Valor por Tamaulipas
- Valor por Tamaulipas logo
- Formation: 1 January 2012
- Founder: Anonymous user
- Type: Facebook page
- Purpose: Mexican drug war reporting
- Region served: Tamaulipas, Mexico
- Website: Valor por Tamaulipas

= Valor por Tamaulipas =

News page on Facebook about Tamaulipas, Mexico

Valor por Tamaulipas ("Courage for Tamaulipas") is a Facebook page that covers security updates in the Mexican state of Tamaulipas. It was founded by an anonymous user on 1 January 2012, and its goal is to share information with other social media users on drug-related violence and risk situations all across the state. With over 515,000 likes on Facebook, Valor por Tamaulipas routinely posts messages and photos of crime scenes on its page. In a country where many journalists have been assassinated for writing about drug trafficking and organized crime, the page survives under anonymity, but it has not been immune to threats.

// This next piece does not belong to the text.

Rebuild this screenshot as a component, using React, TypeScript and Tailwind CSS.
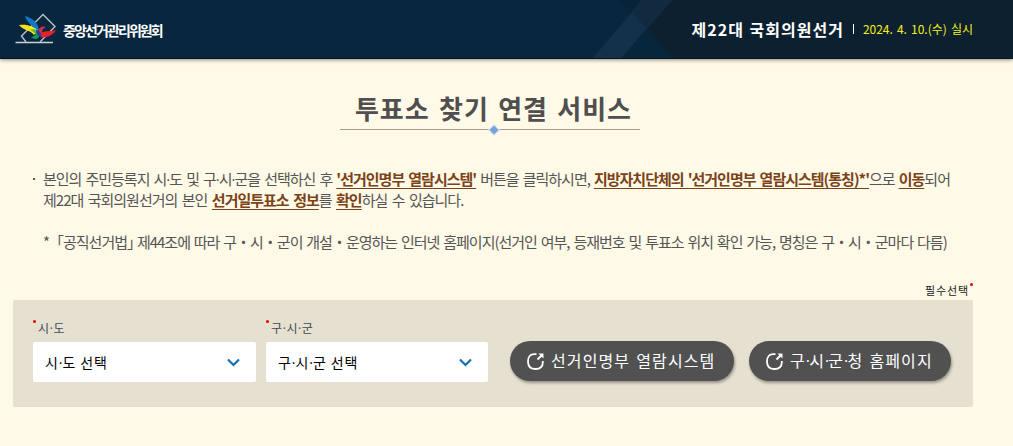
import { Fragment } from 'react';
import type { ReactNode } from 'react';

function Logo() {
  return (
    <svg width="42" height="32" viewBox="0 0 42 32" fill="none">
      <path d="M0.500 29.500H38" stroke="#c9d0d8" strokeWidth="1.6" />
      <path d="M11 29L6.500 23L28 1.500L40 13.500L25 29" stroke="#b9c2cc" strokeWidth="1.4" />
      <path d="M10 3C17 5 23 9 24 17L20 18C18 12 12 10 10 3Z" fill="#1377c8" />
      <path d="M4 12C12 11 19 13 23 18L19 22C16 17 9 18 4 12Z" fill="#f5e616" />
      <path d="M15 17C18 18 20 20 21 22L23 18C20 16 18 16 15 17Z" fill="#55b947" />
      <path d="M16 24C19 24 22 21 24 17L24 24C22 27 18 26 16 24Z" fill="#139c58" />
      <path d="M24 16C26 13 29 13 31 14C28 15 27 17 27 20L24 22Z" fill="#d72a4c" />
      <path d="M26 20C31 17 36 19 41 17C38 22 33 25 25 24Z" fill="#e8202b" />
      <path d="M21 17C24 17 27 20 26 24C23 23 21 21 21 17Z" fill="#29409b" />
    </svg>
  );
}

// Korean fonts set the middle dot wide, so it is taken from a Latin one
function Dotted({ text, dotClass = '' }: { text: string; dotClass?: string }) {
  return text.split('·').map((part, i) => (
    <Fragment key={i}>
      {i > 0 && <span className={`font-['Open_Sans',sans-serif] leading-none ${dotClass}`}>·</span>}
      {part}
    </Fragment>
  ));
}

function Header() {
  return (
    <header className="relative flex h-[59px] items-center justify-between border-b border-[#061521] bg-[#08273f] pl-[15px] pr-10 shadow-[0_1px_4px_rgba(0,0,0,0.45)]">
      <svg className="absolute inset-0 h-[58px] w-full" viewBox="0 0 1013 58" preserveAspectRatio="none">
        <path d="M620 0H1013V58H672Z" fill="#0d2030" />
        <path d="M620 0H642L633 15Z" fill="#062338" />
        <path d="M621 58L647 29L672 58Z" fill="#08263b" />
        <path d="M642 0H672L621 58H593Z" fill="#14314a" />
        <path d="M642 0H672L647 29L633 13Z" fill="#112a40" />
      </svg>
      <div className="relative flex items-center">
        <Logo />
        <span className="ml-[6px] pt-[2px] text-[14px] font-bold tracking-[-1.9px] text-white">중앙선거관리위원회</span>
      </div>
      <div className="relative flex items-center">
        <strong className="text-[16px] font-bold tracking-[1px] text-white [word-spacing:1px]">제22대 국회의원선거</strong>
        <i className="ml-[9px] mr-[9px] h-[10px] w-px bg-white" />
        <span className="text-[12px] text-[#f3f01c] [word-spacing:1.4px]">2024. 4. 10.(수) 실시</span>
      </div>
    </header>
  );
}

function Mark({ children }: { children: ReactNode }) {
  return <strong className="font-bold text-[#7a4317] underline underline-offset-[3px]">{children}</strong>;
}

function Title() {
  return (
    <div className="relative -left-[17px] mx-auto mt-[30px] flex h-[41px] w-[300px] justify-center border-b border-[#9f9f95] pl-[8px]">
      <h2 className="whitespace-nowrap text-[26px] font-bold leading-[38px] tracking-[1px] text-[#4f4f4f] [word-spacing:2.4px]">
        투표소 찾기 연결 서비스
      </h2>
      <svg className="absolute -bottom-[7px] left-[148px]" width="12" height="12" viewBox="0 0 12 12">
        <path d="M6 0L12 6L6 12L0 6Z" fill="#d8e4f0" />
        <path d="M6 1.500L10.500 6L6 10.500L1.500 6Z" fill="#76a3dc" />
      </svg>
    </div>
  );
}

function Notice() {
  return (
    <div className="mt-[38px] whitespace-nowrap pl-[43px] text-[15px] leading-[21px] tracking-[-1px] text-[#555]">
      <div className="relative">
        <i className="absolute -left-[10px] top-[10px] size-[2px] bg-[#555]" />
        <p className="[word-spacing:1.7px]">
          <Dotted text="본인의 주민등록지 시·도 및 구·시·군을 선택하신 후 " />
          <Mark>'선거인명부 열람시스템'</Mark> 버튼을 클릭하시면,{' '}
          <Mark>지방자치단체의 '선거인명부 열람시스템(통칭)*'</Mark>으로 <Mark>이동</Mark>되어
        </p>
        <p className="[word-spacing:2.1px]">
          제22대 국회의원선거의 본인 <Mark>선거일투표소 정보</Mark>를 <Mark>확인</Mark>하실 수 있습니다.
        </p>
      </div>
      <p className="mt-[21px] [word-spacing:1.5px]">
        *「공직선거법<span className="tracking-[-9px]">」</span> 제44조에 따라 구・시・군이
        개설・운영하는 인터넷 홈페이지(선거인 여부, 등재번호 및 투표소 위치 확인 가능, 명칭은 구・시・군마다 다름)
      </p>
    </div>
  );
}

function Field({ label, width }: { label: string; width: string }) {
  return (
    <div className={width}>
      <div className="relative h-[22px] pl-[5px] text-[12px] leading-[16px] tracking-[0.6px] text-[#3f4a55]">
        <i className="absolute left-0 top-0 size-[3px] rounded-full bg-[#e60000]" />
        <Dotted text={label} />
      </div>
      <button className="flex h-10 w-full items-center justify-between rounded-[2px] bg-white pl-3 pr-4 text-[14px] tracking-[0.9px] text-black">
        <span>
          <Dotted text={label} dotClass="tracking-normal" /> 선택
        </span>
        <svg width="13" height="9" viewBox="0 0 13 9" fill="none">
          <path d="M1 1.500L6.500 7L12 1.500" stroke="#146fb5" strokeWidth="2.200" />
        </svg>
      </button>
    </div>
  );
}

function LinkButton({ width, label }: { width: string; label: string }) {
  return (
    <button
      className={`flex h-10 items-center whitespace-nowrap rounded-full bg-[#515151] pl-[17px] text-[16px] tracking-[1.1px] text-white shadow-[1px_2px_3px_rgba(0,0,0,0.35)] [word-spacing:1.5px] ${width}`}
    >
      <svg className="mr-[7px] shrink-0" width="17" height="17" viewBox="0 0 17 17" fill="none" stroke="#fff">
        <path
          d="M9.500 1.200H7C3.500 1.200 1 4 1 8.500C1 13 3.500 16 8 16H9C13 16 15.800 13.500 15.800 9.500V8"
          strokeWidth="1.8"
        />
        <path d="M10.500 6.500L14.500 2.500" strokeWidth="2" />
        <path d="M11.500 0.500H16.500V5.500Z" fill="#fff" stroke="none" />
      </svg>
      <span className="pb-[2px]">
        <Dotted text={label} dotClass="tracking-[-0.9px]" />
      </span>
    </button>
  );
}

export default function App() {
  return (
    <div className="h-[446px] w-[1013px] overflow-hidden bg-[#fff9e7] font-['Noto_Sans_CJK_KR',sans-serif]">
      <Header />
      <Title />
      <Notice />
      <main className="ml-[13px] mt-[30px] w-[960px]">
        <div className="relative h-[18px] pr-[4px] text-right text-[11px] leading-[16px] tracking-[0.9px] text-[#222]">
          필수선택
          <i className="absolute right-0 top-[1px] size-[3px] rounded-full bg-[#e60000]" />
        </div>
        <div className="flex h-[107px] rounded-[2px] bg-[#e5e0d0] pl-5 pt-5">
          <Field label="시·도" width="w-[223px]" />
          <div className="w-[10px]" />
          <Field label="구·시·군" width="w-[222px]" />
          <div className="ml-[22px] mt-[21px] flex gap-[15px]">
            <LinkButton width="w-[224px]" label="선거인명부 열람시스템" />
            <LinkButton width="w-[202px]" label="구·시·군·청 홈페이지" />
          </div>
        </div>
      </main>
    </div>
  );
}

In early 2013, a Mexican drug trafficking organization issued fliers offering a reward of $600,000 pesos (US$46,000) for anyone who could give out information to locate the administrator of Valor por Tamaulipas or any of his family members. The administrator, however, openly defied the criminal organization's threat through Facebook. His wife and children reportedly fled to the United States after the threats for security reasons, but the citizen journalist stated on the Facebook page that he had decided to stay in Mexico and continue updating at Valor por Tamaulipas. In December 2014, however, the administrator announced his retirement from social media.

==History==
The Facebook page Valor por Tamaulipas ("Courage for Tamaulipas") was created by an anonymous user on 1 January 2012 after getting his inspiration from other websites that anonymously reported the drug violence in Mexico. The page regularly posts messages and photos of crime scenes; its goal is to report on drug-related violence and situations of risk in the Mexican state of Tamaulipas. It frequently posts messages and photos of the criminal activities in the state, including but not limited to law enforcement in action, photos of alleged criminals, vehicles of reported extortionists, abandoned vehicles left on the roadside, roadblocks, arsons, oil theft activities, drug traffickers on the job, and the like.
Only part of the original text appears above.